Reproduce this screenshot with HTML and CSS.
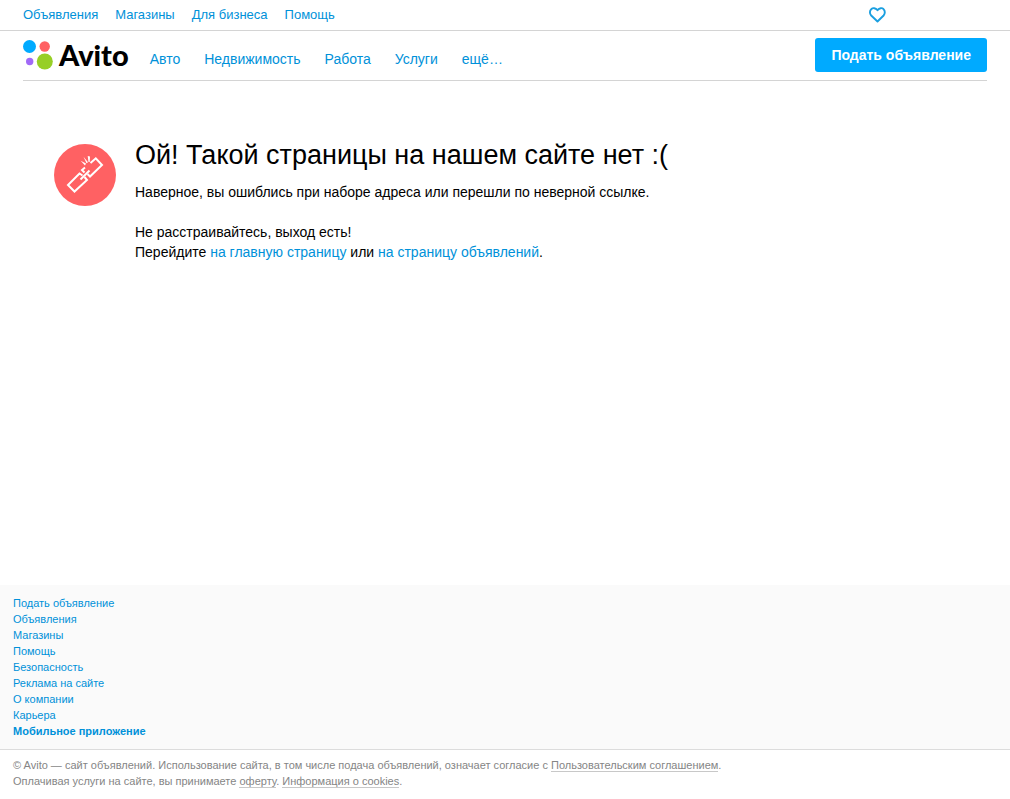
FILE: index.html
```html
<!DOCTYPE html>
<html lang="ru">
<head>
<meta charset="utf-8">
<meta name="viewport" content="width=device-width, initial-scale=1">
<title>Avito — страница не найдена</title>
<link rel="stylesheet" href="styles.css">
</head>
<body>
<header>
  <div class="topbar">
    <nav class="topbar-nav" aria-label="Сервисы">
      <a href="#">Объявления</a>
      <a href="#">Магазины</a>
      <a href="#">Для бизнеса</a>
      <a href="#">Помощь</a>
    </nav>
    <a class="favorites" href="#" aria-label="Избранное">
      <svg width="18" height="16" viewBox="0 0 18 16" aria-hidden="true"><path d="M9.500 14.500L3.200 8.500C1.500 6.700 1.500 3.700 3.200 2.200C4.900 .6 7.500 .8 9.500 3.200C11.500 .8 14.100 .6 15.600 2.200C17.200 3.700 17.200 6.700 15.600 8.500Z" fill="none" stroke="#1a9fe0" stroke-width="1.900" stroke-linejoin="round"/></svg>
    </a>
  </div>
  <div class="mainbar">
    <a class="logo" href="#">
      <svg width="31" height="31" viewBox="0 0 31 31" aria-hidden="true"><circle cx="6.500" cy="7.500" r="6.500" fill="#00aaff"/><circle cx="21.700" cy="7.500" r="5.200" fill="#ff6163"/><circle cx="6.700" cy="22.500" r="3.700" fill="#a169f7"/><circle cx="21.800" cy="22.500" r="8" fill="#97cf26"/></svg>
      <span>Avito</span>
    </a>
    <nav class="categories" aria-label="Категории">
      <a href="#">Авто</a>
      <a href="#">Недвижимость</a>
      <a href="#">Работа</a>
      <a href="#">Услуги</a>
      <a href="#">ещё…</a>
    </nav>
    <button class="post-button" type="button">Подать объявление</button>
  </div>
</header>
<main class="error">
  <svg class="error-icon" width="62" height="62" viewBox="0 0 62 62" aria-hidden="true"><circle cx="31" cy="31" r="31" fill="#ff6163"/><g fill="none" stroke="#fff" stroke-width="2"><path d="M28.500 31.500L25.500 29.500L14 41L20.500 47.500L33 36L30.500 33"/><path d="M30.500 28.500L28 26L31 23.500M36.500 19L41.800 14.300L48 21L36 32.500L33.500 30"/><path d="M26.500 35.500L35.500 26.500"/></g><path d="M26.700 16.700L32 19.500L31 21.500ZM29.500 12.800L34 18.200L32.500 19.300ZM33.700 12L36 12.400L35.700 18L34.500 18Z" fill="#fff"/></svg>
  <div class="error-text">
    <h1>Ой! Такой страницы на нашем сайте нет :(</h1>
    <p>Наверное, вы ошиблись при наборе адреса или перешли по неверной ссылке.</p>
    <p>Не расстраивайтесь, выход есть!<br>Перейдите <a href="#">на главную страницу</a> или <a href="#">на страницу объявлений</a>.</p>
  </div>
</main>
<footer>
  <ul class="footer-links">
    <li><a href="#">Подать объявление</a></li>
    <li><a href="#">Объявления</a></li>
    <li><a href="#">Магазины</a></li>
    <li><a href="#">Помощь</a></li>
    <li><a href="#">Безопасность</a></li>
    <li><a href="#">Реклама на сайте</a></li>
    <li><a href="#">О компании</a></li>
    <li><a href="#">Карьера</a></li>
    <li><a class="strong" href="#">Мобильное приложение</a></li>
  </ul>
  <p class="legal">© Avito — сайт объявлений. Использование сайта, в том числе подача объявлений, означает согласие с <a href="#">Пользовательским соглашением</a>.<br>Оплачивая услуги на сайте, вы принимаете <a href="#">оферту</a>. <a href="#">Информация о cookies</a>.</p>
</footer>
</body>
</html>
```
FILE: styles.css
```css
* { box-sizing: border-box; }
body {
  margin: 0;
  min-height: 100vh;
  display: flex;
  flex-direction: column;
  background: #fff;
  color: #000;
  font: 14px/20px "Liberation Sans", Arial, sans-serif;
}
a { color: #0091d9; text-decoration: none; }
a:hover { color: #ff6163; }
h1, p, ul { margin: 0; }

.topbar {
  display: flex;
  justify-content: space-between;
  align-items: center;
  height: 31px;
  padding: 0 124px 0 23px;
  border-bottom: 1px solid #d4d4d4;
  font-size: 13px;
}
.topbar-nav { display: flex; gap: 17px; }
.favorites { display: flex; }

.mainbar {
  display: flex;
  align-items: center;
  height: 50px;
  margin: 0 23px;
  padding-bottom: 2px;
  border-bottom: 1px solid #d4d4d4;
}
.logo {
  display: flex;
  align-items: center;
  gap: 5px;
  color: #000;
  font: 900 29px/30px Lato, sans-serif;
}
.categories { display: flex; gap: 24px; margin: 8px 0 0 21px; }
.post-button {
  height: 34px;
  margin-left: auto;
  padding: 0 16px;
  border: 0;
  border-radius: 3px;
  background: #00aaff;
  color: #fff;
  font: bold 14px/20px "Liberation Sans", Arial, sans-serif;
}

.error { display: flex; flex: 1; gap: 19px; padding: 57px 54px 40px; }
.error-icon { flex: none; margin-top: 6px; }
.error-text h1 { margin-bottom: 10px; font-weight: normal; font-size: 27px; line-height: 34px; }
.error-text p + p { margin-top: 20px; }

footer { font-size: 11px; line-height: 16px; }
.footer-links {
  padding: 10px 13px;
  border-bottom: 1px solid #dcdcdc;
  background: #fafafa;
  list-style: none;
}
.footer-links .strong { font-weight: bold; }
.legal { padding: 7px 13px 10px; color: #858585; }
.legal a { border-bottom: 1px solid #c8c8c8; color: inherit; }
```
_ _ _ _
→ **Given task**
Leave out the pictures and restate everything else word for word.

→ **Output**
Reproduce this screenshot with HTML and CSS.
FILE: index.html
```html
<!DOCTYPE html>
<html lang="ru">
<head>
<meta charset="utf-8">
<meta name="viewport" content="width=device-width, initial-scale=1">
<title>Avito — страница не найдена</title>
<link rel="stylesheet" href="styles.css">
</head>
<body>
<header>
  <div class="topbar">
    <nav class="topbar-nav" aria-label="Сервисы">
      <a href="#">Объявления</a>
      <a href="#">Магазины</a>
      <a href="#">Для бизнеса</a>
      <a href="#">Помощь</a>
    </nav>
    <a class="favorites" href="#" aria-label="Избранное">
      <svg width="18" height="16" viewBox="0 0 18 16" aria-hidden="true"><path d="M9.500 14.500L3.200 8.500C1.500 6.700 1.500 3.700 3.200 2.200C4.900 .6 7.500 .8 9.500 3.200C11.500 .8 14.100 .6 15.600 2.200C17.200 3.700 17.200 6.700 15.600 8.500Z" fill="none" stroke="#1a9fe0" stroke-width="1.900" stroke-linejoin="round"/></svg>
    </a>
  </div>
  <div class="mainbar">
    <a class="logo" href="#">
      <svg width="31" height="31" viewBox="0 0 31 31" aria-hidden="true"><circle cx="6.500" cy="7.500" r="6.500" fill="#00aaff"/><circle cx="21.700" cy="7.500" r="5.200" fill="#ff6163"/><circle cx="6.700" cy="22.500" r="3.700" fill="#a169f7"/><circle cx="21.800" cy="22.500" r="8" fill="#97cf26"/></svg>
      <span>Avito</span>
    </a>
    <nav class="categories" aria-label="Категории">
      <a href="#">Авто</a>
      <a href="#">Недвижимость</a>
      <a href="#">Работа</a>
      <a href="#">Услуги</a>
      <a href="#">ещё…</a>
    </nav>
    <button class="post-button" type="button">Подать объявление</button>
  </div>
</header>
<main class="error">
  <svg class="error-icon" width="62" height="62" viewBox="0 0 62 62" aria-hidden="true"><circle cx="31" cy="31" r="31" fill="#ff6163"/><g fill="none" stroke="#fff" stroke-width="2"><path d="M28.500 31.500L25.500 29.500L14 41L20.500 47.500L33 36L30.500 33"/><path d="M30.500 28.500L28 26L31 23.500M36.500 19L41.800 14.300L48 21L36 32.500L33.500 30"/><path d="M26.500 35.500L35.500 26.500"/></g><path d="M26.700 16.700L32 19.500L31 21.500ZM29.500 12.800L34 18.200L32.500 19.300ZM33.700 12L36 12.400L35.700 18L34.500 18Z" fill="#fff"/></svg>
  <div class="error-text">
    <h1>Ой! Такой страницы на нашем сайте нет :(</h1>
    <p>Наверное, вы ошиблись при наборе адреса или перешли по неверной ссылке.</p>
    <p>Не расстраивайтесь, выход есть!<br>Перейдите <a href="#">на главную страницу</a> или <a href="#">на страницу объявлений</a>.</p>
  </div>
</main>
<footer>
  <ul class="footer-links">
    <li><a href="#">Подать объявление</a></li>
    <li><a href="#">Объявления</a></li>
    <li><a href="#">Магазины</a></li>
    <li><a href="#">Помощь</a></li>
    <li><a href="#">Безопасность</a></li>
    <li><a href="#">Реклама на сайте</a></li>
    <li><a href="#">О компании</a></li>
    <li><a href="#">Карьера</a></li>
    <li><a class="strong" href="#">Мобильное приложение</a></li>
  </ul>
  <p class="legal">© Avito — сайт объявлений. Использование сайта, в том числе подача объявлений, означает согласие с <a href="#">Пользовательским соглашением</a>.<br>Оплачивая услуги на сайте, вы принимаете <a href="#">оферту</a>. <a href="#">Информация о cookies</a>.</p>
</footer>
</body>
</html>
```
FILE: styles.css
```css
* { box-sizing: border-box; }
body {
  margin: 0;
  min-height: 100vh;
  display: flex;
  flex-direction: column;
  background: #fff;
  color: #000;
  font: 14px/20px "Liberation Sans", Arial, sans-serif;
}
a { color: #0091d9; text-decoration: none; }
a:hover { color: #ff6163; }
h1, p, ul { margin: 0; }

.topbar {
  display: flex;
  justify-content: space-between;
  align-items: center;
  height: 31px;
  padding: 0 124px 0 23px;
  border-bottom: 1px solid #d4d4d4;
  font-size: 13px;
}
.topbar-nav { display: flex; gap: 17px; }
.favorites { display: flex; }

.mainbar {
  display: flex;
  align-items: center;
  height: 50px;
  margin: 0 23px;
  padding-bottom: 2px;
  border-bottom: 1px solid #d4d4d4;
}
.logo {
  display: flex;
  align-items: center;
  gap: 5px;
  color: #000;
  font: 900 29px/30px Lato, sans-serif;
}
.categories { display: flex; gap: 24px; margin: 8px 0 0 21px; }
.post-button {
  height: 34px;
  margin-left: auto;
  padding: 0 16px;
  border: 0;
  border-radius: 3px;
  background: #00aaff;
  color: #fff;
  font: bold 14px/20px "Liberation Sans", Arial, sans-serif;
}

.error { display: flex; flex: 1; gap: 19px; padding: 57px 54px 40px; }
.error-icon { flex: none; margin-top: 6px; }
.error-text h1 { margin-bottom: 10px; font-weight: normal; font-size: 27px; line-height: 34px; }
.error-text p + p { margin-top: 20px; }

footer { font-size: 11px; line-height: 16px; }
.footer-links {
  padding: 10px 13px;
  border-bottom: 1px solid #dcdcdc;
  background: #fafafa;
  list-style: none;
}
.footer-links .strong { font-weight: bold; }
.legal { padding: 7px 13px 10px; color: #858585; }
.legal a { border-bottom: 1px solid #c8c8c8; color: inherit; }
```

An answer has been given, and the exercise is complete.